▶ **EXERCISE**
In the listing below, locate the lines that hold the string "components". Copy those lines.

▶ **DATA FOR PROCESSING**

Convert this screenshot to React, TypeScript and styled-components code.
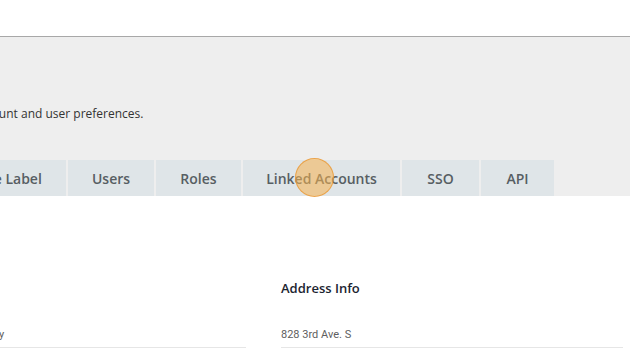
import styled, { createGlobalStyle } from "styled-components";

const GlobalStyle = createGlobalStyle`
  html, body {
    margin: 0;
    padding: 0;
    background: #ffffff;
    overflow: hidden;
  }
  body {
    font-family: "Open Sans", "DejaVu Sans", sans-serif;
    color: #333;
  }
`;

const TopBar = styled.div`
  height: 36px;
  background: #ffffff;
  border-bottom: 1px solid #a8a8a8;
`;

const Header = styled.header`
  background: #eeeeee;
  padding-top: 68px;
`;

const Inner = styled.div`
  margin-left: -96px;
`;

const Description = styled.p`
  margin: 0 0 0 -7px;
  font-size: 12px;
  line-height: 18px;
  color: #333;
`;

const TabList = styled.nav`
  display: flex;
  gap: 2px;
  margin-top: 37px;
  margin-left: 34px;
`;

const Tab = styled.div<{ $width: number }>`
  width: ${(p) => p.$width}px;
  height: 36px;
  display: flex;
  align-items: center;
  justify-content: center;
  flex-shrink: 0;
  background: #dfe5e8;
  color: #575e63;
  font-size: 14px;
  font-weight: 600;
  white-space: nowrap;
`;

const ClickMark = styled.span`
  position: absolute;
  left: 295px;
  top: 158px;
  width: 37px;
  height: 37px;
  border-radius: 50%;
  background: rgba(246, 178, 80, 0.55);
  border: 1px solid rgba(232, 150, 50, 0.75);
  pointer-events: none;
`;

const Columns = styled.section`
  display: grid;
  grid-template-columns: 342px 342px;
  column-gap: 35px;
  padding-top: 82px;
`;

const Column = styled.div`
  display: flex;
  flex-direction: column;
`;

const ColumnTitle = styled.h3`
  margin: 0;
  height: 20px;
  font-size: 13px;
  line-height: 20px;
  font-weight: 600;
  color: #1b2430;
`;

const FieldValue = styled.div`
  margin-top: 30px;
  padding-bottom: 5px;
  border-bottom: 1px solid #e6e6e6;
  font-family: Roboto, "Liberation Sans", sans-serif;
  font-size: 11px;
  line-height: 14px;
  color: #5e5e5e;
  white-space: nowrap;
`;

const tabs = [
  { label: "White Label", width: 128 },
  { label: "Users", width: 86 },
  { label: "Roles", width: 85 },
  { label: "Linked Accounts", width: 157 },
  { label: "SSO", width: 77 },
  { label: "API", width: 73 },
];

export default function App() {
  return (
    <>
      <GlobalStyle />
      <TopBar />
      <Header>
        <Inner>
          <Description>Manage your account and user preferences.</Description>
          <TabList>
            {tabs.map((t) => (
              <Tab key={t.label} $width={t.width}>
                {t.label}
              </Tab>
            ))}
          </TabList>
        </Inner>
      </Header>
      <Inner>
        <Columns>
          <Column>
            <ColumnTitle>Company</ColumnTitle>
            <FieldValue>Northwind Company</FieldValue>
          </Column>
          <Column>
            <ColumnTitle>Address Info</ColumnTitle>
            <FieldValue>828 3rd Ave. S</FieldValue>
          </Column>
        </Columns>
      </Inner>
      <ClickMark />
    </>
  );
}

* * *

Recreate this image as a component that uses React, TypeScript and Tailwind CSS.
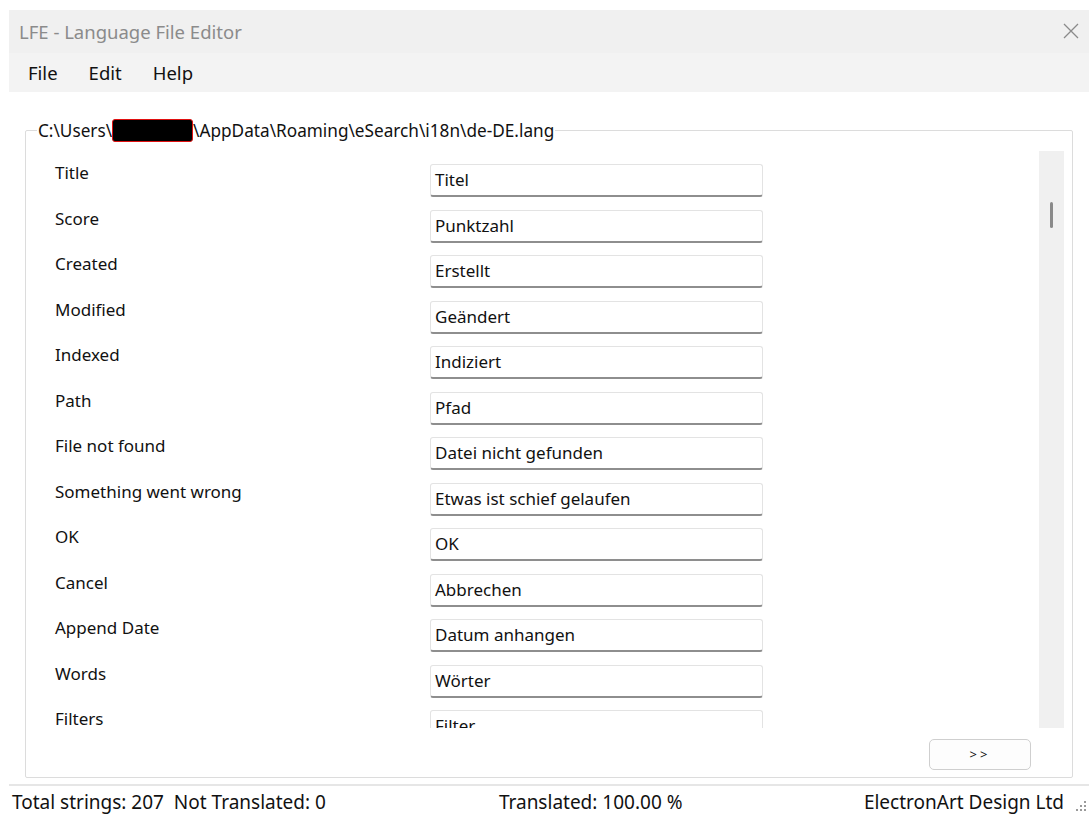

▶ **IN RESPONSE**
Convert this screenshot to React, TypeScript and styled-components code.
import styled, { createGlobalStyle } from "styled-components";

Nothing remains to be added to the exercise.